[start GIVEN DATA]
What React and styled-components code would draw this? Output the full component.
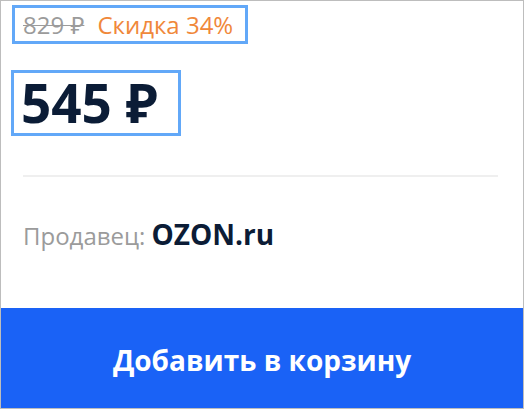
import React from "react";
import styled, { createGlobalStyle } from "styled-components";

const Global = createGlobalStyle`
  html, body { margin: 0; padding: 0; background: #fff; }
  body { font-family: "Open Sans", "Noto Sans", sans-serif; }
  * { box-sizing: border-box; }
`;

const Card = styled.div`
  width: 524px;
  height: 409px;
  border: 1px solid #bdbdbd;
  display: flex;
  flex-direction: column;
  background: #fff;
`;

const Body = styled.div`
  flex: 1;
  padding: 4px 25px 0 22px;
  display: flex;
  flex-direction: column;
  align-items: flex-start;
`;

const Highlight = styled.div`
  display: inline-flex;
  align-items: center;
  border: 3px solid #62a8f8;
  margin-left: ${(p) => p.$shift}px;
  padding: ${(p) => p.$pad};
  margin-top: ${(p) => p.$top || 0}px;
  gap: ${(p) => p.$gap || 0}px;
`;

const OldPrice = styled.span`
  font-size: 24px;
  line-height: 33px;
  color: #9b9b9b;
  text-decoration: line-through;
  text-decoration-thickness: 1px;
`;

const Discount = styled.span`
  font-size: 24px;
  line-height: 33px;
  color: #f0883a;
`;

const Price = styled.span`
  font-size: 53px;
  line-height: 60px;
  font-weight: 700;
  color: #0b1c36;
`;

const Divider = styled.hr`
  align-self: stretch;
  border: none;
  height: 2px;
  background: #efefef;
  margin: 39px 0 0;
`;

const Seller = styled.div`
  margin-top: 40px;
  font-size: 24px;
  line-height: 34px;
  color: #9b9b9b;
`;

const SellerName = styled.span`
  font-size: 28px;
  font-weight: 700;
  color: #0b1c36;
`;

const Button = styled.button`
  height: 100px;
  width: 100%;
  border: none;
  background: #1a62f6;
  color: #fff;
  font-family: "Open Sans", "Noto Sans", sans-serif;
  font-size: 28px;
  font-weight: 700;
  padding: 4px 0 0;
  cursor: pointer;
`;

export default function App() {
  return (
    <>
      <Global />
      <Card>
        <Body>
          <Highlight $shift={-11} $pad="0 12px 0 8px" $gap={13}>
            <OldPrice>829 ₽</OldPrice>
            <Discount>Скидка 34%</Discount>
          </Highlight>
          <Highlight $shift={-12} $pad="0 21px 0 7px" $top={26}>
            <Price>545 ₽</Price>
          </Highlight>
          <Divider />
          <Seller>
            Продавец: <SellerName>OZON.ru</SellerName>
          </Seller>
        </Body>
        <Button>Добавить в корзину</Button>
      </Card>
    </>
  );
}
[end GIVEN DATA]
**PROBLEM DETAILS:**
Reproduce all of the data exactly, omitting each picture it holds.

**EXERCISE SOLUTION:**
What React and styled-components code would draw this? Output the full component.
import React from "react";
import styled, { createGlobalStyle } from "styled-components";

const Global = createGlobalStyle`
  html, body { margin: 0; padding: 0; background: #fff; }
  body { font-family: "Open Sans", "Noto Sans", sans-serif; }
  * { box-sizing: border-box; }
`;

const Card = styled.div`
  width: 524px;
  height: 409px;
  border: 1px solid #bdbdbd;
  display: flex;
  flex-direction: column;
  background: #fff;
`;

const Body = styled.div`
  flex: 1;
  padding: 4px 25px 0 22px;
  display: flex;
  flex-direction: column;
  align-items: flex-start;
`;

const Highlight = styled.div`
  display: inline-flex;
  align-items: center;
  border: 3px solid #62a8f8;
  margin-left: ${(p) => p.$shift}px;
  padding: ${(p) => p.$pad};
  margin-top: ${(p) => p.$top || 0}px;
  gap: ${(p) => p.$gap || 0}px;
`;

const OldPrice = styled.span`
  font-size: 24px;
  line-height: 33px;
  color: #9b9b9b;
  text-decoration: line-through;
  text-decoration-thickness: 1px;
`;

const Discount = styled.span`
  font-size: 24px;
  line-height: 33px;
  color: #f0883a;
`;

const Price = styled.span`
  font-size: 53px;
  line-height: 60px;
  font-weight: 700;
  color: #0b1c36;
`;

const Divider = styled.hr`
  align-self: stretch;
  border: none;
  height: 2px;
  background: #efefef;
  margin: 39px 0 0;
`;

const Seller = styled.div`
  margin-top: 40px;
  font-size: 24px;
  line-height: 34px;
  color: #9b9b9b;
`;

const SellerName = styled.span`
  font-size: 28px;
  font-weight: 700;
  color: #0b1c36;
`;

const Button = styled.button`
  height: 100px;
  width: 100%;
  border: none;
  background: #1a62f6;
  color: #fff;
  font-family: "Open Sans", "Noto Sans", sans-serif;
  font-size: 28px;
  font-weight: 700;
  padding: 4px 0 0;
  cursor: pointer;
`;

export default function App() {
  return (
    <>
      <Global />
      <Card>
        <Body>
          <Highlight $shift={-11} $pad="0 12px 0 8px" $gap={13}>
            <OldPrice>829 ₽</OldPrice>
            <Discount>Скидка 34%</Discount>
          </Highlight>
          <Highlight $shift={-12} $pad="0 21px 0 7px" $top={26}>
            <Price>545 ₽</Price>
          </Highlight>
          <Divider />
          <Seller>
            Продавец: <SellerName>OZON.ru</SellerName>
          </Seller>
        </Body>
        <Button>Добавить в корзину</Button>
      </Card>
    </>
  );
}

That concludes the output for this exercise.